When Jerry Powers left Stanislaus County to take over Los Angeles County's probation department in January, he knew he'd be managing 25 times the number of employees he managed here, and juggling a budget 30 times larger.
He ran his department here so well that his job possibilities included the Stanislaus County chief executive officer position, as well as the LA job he ultimately accepted.
Powers arrived in LA to find a department filled with hard-working, dedicated employees. He also found that a ridiculous number of employees 650 out of 6,200 had ongoing workers compensation claims for job-related injuries.
Yes, he had dealt with the issue here, as well, he said. But there, the number of employees being paid to stay home while their co-workers worked harder was way out of line, Powers determined.
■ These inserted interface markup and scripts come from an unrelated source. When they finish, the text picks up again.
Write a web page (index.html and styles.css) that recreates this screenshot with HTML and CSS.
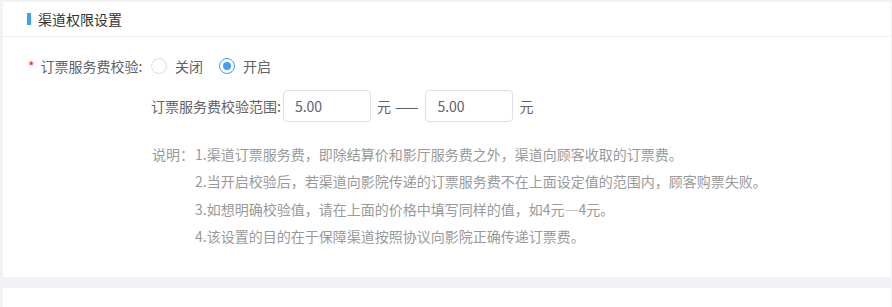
FILE: index.html
```html
<!DOCTYPE html>
<html lang="zh-CN">
<head>
    <meta charset="UTF-8">
    <meta name="viewport" content="width=device-width, initial-scale=1.0">
    <title>渠道权限设置</title>
    <link rel="stylesheet" href="styles.css">
</head>
<body>
    <div class="card">
        <div class="card-header">
            <span class="bar"></span>
            <span class="title">渠道权限设置</span>
        </div>
        <div class="card-body">
            <div class="form-item">
                <label class="form-label"><span class="required">*</span>订票服务费校验:</label>
                <div class="radio-group">
                    <label class="radio"><span class="radio-dot"></span>关闭</label>
                    <label class="radio checked"><span class="radio-dot"></span>开启</label>
                </div>
            </div>
            <div class="range-row">
                <span class="range-label">订票服务费校验范围:</span>
                <input class="input" type="text" value="5.00">
                <span class="unit">元</span>
                <span class="dash">——</span>
                <input class="input" type="text" value="5.00">
                <span class="unit">元</span>
            </div>
            <div class="notes">
                <span class="notes-title">说明：</span>
                <div class="notes-list">
                    <p>1.渠道订票服务费，即除结算价和影厅服务费之外，渠道向顾客收取的订票费。</p>
                    <p>2.当开启校验后，若渠道向影院传递的订票服务费不在上面设定值的范围内，顾客购票失败。</p>
                    <p>3.如想明确校验值，请在上面的价格中填写同样的值，如4元—4元。</p>
                    <p>4.该设置的目的在于保障渠道按照协议向影院正确传递订票费。</p>
                </div>
            </div>
        </div>
    </div>
    <div class="card card-next"></div>
</body>
</html>
```

FILE: styles.css
```css
body {
    margin: 0;
    height: 100vh;
    box-sizing: border-box;
    padding: 2px 1px 0 3px;
    background-color: #f0f2f5;
    font-family: "Noto Sans CJK SC", "Noto Sans", sans-serif;
    font-size: 14px;
    color: #606266;
    overflow: hidden;
}

.card {
    background-color: #fff;
    height: 275px;
}

.card-next {
    margin-top: 11px;
    height: 19px;
}

.card-header {
    display: flex;
    align-items: center;
    height: 34px;
    padding-left: 24px;
    border-bottom: 1px solid #eef0f3;
}

.bar {
    width: 4px;
    height: 12px;
    background-color: #409eff;
    margin-right: 7px;
}

.title {
    color: #333;
    line-height: 20px;
}

.card-body {
    padding-top: 13px;
}

.form-item {
    display: flex;
    align-items: center;
    height: 32px;
}

.form-label {
    width: 148px;
    flex-shrink: 0;
    box-sizing: border-box;
    padding-left: 25px;
    white-space: nowrap;
    line-height: 20px;
}

.required {
    color: #f5222d;
    margin-right: 6px;
}

.radio-group {
    display: flex;
    align-items: center;
}

.radio {
    display: flex;
    align-items: center;
    margin-right: 16px;
    line-height: 20px;
}

.radio-dot {
    width: 16px;
    height: 16px;
    box-sizing: border-box;
    border: 1px solid #dcdfe6;
    border-radius: 50%;
    margin-right: 8px;
    position: relative;
}

.radio.checked .radio-dot {
    border-color: #409eff;
}

.radio.checked .radio-dot::after {
    content: "";
    position: absolute;
    top: 3px;
    left: 3px;
    width: 8px;
    height: 8px;
    border-radius: 50%;
    background-color: #409eff;
}

.range-row {
    display: flex;
    align-items: center;
    margin-top: 8px;
    padding-left: 148px;
    height: 32px;
    line-height: 20px;
}

.range-label {
    margin-right: 2px;
}

.input {
    width: 88px;
    height: 32px;
    box-sizing: border-box;
    border: 1px solid #dcdfe6;
    border-radius: 4px;
    padding: 0 11px;
    font-family: "Noto Sans CJK SC", "Noto Sans", sans-serif;
    font-size: 14px;
    color: #606266;
    outline: none;
}

.unit {
    margin-left: 6px;
}

.dash {
    margin: 0 6px 0 4px;
    letter-spacing: 1px;
}

.notes {
    display: flex;
    margin-top: 19px;
    padding-left: 149px;
    color: #999;
    line-height: 27.33px;
}

.notes-title {
    width: 43px;
    flex-shrink: 0;
}

.notes-list p {
    margin: 0;
}
```
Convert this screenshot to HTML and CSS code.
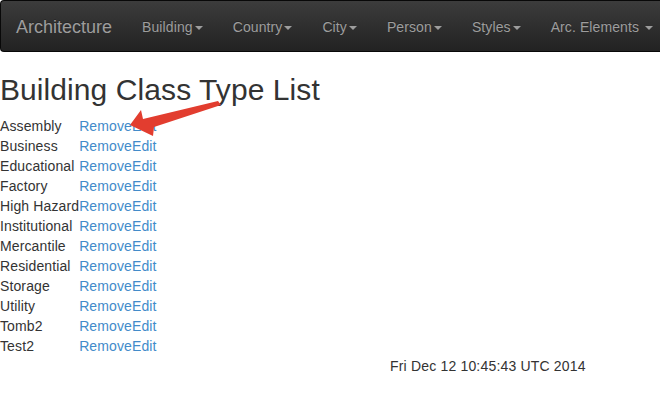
FILE: index.html
```html
<!DOCTYPE html>
<html lang="en">
<head>
<meta charset="utf-8">
<title>Building Class Type List</title>
<link rel="stylesheet" href="styles.css">
</head>
<body>
<nav class="navbar">
  <a class="brand" href="#">Architecture</a>
  <ul class="nav">
    <li><a href="#">Building<span class="caret"></span></a></li>
    <li><a href="#">Country<span class="caret"></span></a></li>
    <li><a href="#">City<span class="caret"></span></a></li>
    <li><a href="#">Person<span class="caret"></span></a></li>
    <li><a href="#">Styles<span class="caret"></span></a></li>
    <li><a href="#">Arc. Elements <span class="caret"></span></a></li>
  </ul>
</nav>
<main class="content">
  <h2 class="title">Building Class Type List</h2>
  <table class="list">
    <tr><td>Assembly</td><td><a href="#">Remove</a><a href="#">Edit</a></td></tr>
    <tr><td>Business</td><td><a href="#">Remove</a><a href="#">Edit</a></td></tr>
    <tr><td>Educational</td><td><a href="#">Remove</a><a href="#">Edit</a></td></tr>
    <tr><td>Factory</td><td><a href="#">Remove</a><a href="#">Edit</a></td></tr>
    <tr><td>High Hazard</td><td><a href="#">Remove</a><a href="#">Edit</a></td></tr>
    <tr><td>Institutional</td><td><a href="#">Remove</a><a href="#">Edit</a></td></tr>
    <tr><td>Mercantile</td><td><a href="#">Remove</a><a href="#">Edit</a></td></tr>
    <tr><td>Residential</td><td><a href="#">Remove</a><a href="#">Edit</a></td></tr>
    <tr><td>Storage</td><td><a href="#">Remove</a><a href="#">Edit</a></td></tr>
    <tr><td>Utility</td><td><a href="#">Remove</a><a href="#">Edit</a></td></tr>
    <tr><td>Tomb2</td><td><a href="#">Remove</a><a href="#">Edit</a></td></tr>
    <tr><td>Test2</td><td><a href="#">Remove</a><a href="#">Edit</a></td></tr>
  </table>
  <div class="stamp">Fri Dec 12 10:45:43 UTC 2014</div>
</main>
<svg class="annotation" width="660" height="418" viewBox="0 0 660 418" aria-hidden="true">
  <polygon class="arrow" points="130,125 141,110 143,119 218,101 221,105 154,127 153,136"/>
</svg>
</body>
</html>
```

FILE: styles.css
```css
html, body {
  margin: 0;
  padding: 0;
}
body {
  font-family: "Liberation Sans", Arial, Helvetica, sans-serif;
  font-size: 14px;
  line-height: 20px;
  color: #333;
  background: #fff;
  position: relative;
  overflow: hidden;
}
a {
  color: #428bca;
  text-decoration: none;
}
.navbar {
  display: flex;
  align-items: stretch;
  height: 50px;
  border: 1px solid #080808;
  border-right: 0;
  border-radius: 4px 0 0 4px;
  background: linear-gradient(to bottom, #3c3c3c 0%, #222 100%);
  margin-bottom: 21px;
}
.brand {
  display: block;
  padding: 16px 15px 14px;
  font-size: 18px;
  line-height: 20px;
  color: #9d9d9d;
  text-shadow: 0 -1px 0 rgba(0,0,0,.25);
}
.nav {
  display: flex;
  list-style: none;
  margin: 0;
  padding: 0;
}
.nav a {
  display: block;
  padding: 16px 15px 14px;
  line-height: 20px;
  color: #9d9d9d;
  text-shadow: 0 -1px 0 rgba(0,0,0,.25);
  white-space: nowrap;
  letter-spacing: 0.1px;
}
.caret {
  display: inline-block;
  width: 0;
  height: 0;
  margin-left: 2px;
  vertical-align: middle;
  border-top: 4px solid;
  border-right: 4px solid transparent;
  border-left: 4px solid transparent;
}
.content {
  padding: 0;
  letter-spacing: 0.12px;
}
.title {
  margin: 20px 0 10px;
  font-size: 30px;
  font-weight: 500;
  line-height: 33px;
  color: #333;
  letter-spacing: 0.08px;
}
.list {
  border-collapse: collapse;
  border-spacing: 0;
}
.list td {
  padding: 0;
  line-height: 20px;
  white-space: nowrap;
}
.stamp {
  padding-left: 390px;
  line-height: 20px;
  letter-spacing: 0.18px;
}
.annotation {
  position: absolute;
  left: 0;
  top: 0;
  pointer-events: none;
}
.arrow {
  fill: #e23d2f;
}
```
He decided to find out who among them had legitimate injuries and who didn't. He created an internal task force to begin reviewing each workers comp case talking to the employees, their physicians and others.
Since January, authorities including the FBI have arrested 39 LA probation employees for alleged crimes and misdeeds including fraud, drugs and DUIs, all the way up to attempted murder.
"That's about one each week," Powers told me in a phone chat Wednesday.
A story Monday in the Los Angeles Daily News detailed the most recent case, the FBI's arrest of a former state assemblyman who later became an LA County probation officer. They busted him for purporting to be an identity-theft victim while stealing from financial institutions.
Powers said there will be more arrests as the task force sifts through the remaining cases. While many of the claims are legitimate, he said, others are not.
"And that just makes my blood boil," he said.
Was workers comp fraud a problem he also had to clean up when he ran Stanislaus County's Probation Department from 2002 until 2011?
"No," Power said. "It's more of a problem within this (LA) agency. But we struggled with (claims in Stanislaus County). Public safety is always on the high end because of what we do. Probation, the sheriff have higher auto accident and injury rates. When the budget gets tight, everything gets magnified. You don't have the ability to pay the overtime, so you start clamping down in every corner. You look at these people you're paying and not getting production from. Are there accommodations we can make to get them back to work?"
For every officer like Mike Remmel, the California Highway Patrol officer in Jamestown who couldn't wait to return to work on two prosthetic legs, others milk the system to avoid returning to active duty.
Powers remembers commiserating at times with former Stanislaus County Sheriff Les Weidman and current Sheriff Adam Christianson about the issue. Unlike Christianson here, though, Powers said the term "limp, lame and lazy" hasn't been part of the discussion in his LA department.
The phrase came to light during the recent civil lawsuit against Stanislaus County brought by former deputy Dennis Wallace, who alleged discrimination after he was forced out of his job in 2011. The trial ended with a hung jury, and the phrase became a source of controversy, generating a spate of letters to the editor in The Bee.
Christianson testified during the trial that he used the phrase out of frustration when dealing with staff reductions forced by budget cuts, and he later apologized publicly.
Powers who still calls Modesto home and reads The Bee said he knew immediately the phrase would be problematic. "I kind of winced when I read that," Powers said. "I thought, 'That's not going to play well.' Adam doesn't need me to defend him, but I certainly understand the frustration that would lead you to say something. It's nothing personal against a particular employee. It's just frustrating."
By creating the task force in LA and letting his employees know where he stands on workers comp fraud, Powers said the hard-working employees voiced or typed their approval.
"It upsets them when they see people who aren't of the same motivation," he said. "After each of the arrests, I've had e-mail for days on end saying, 'Keep it up, Chief.' "
And nothing he dealt with in Stanislaus County can match his favorite LA story.
"There was a (probation) staff member who was off duty for several years on an injury claim," Powers said. "And throughout that same time, he was being paid as a stunt person in Hollywood in the movies."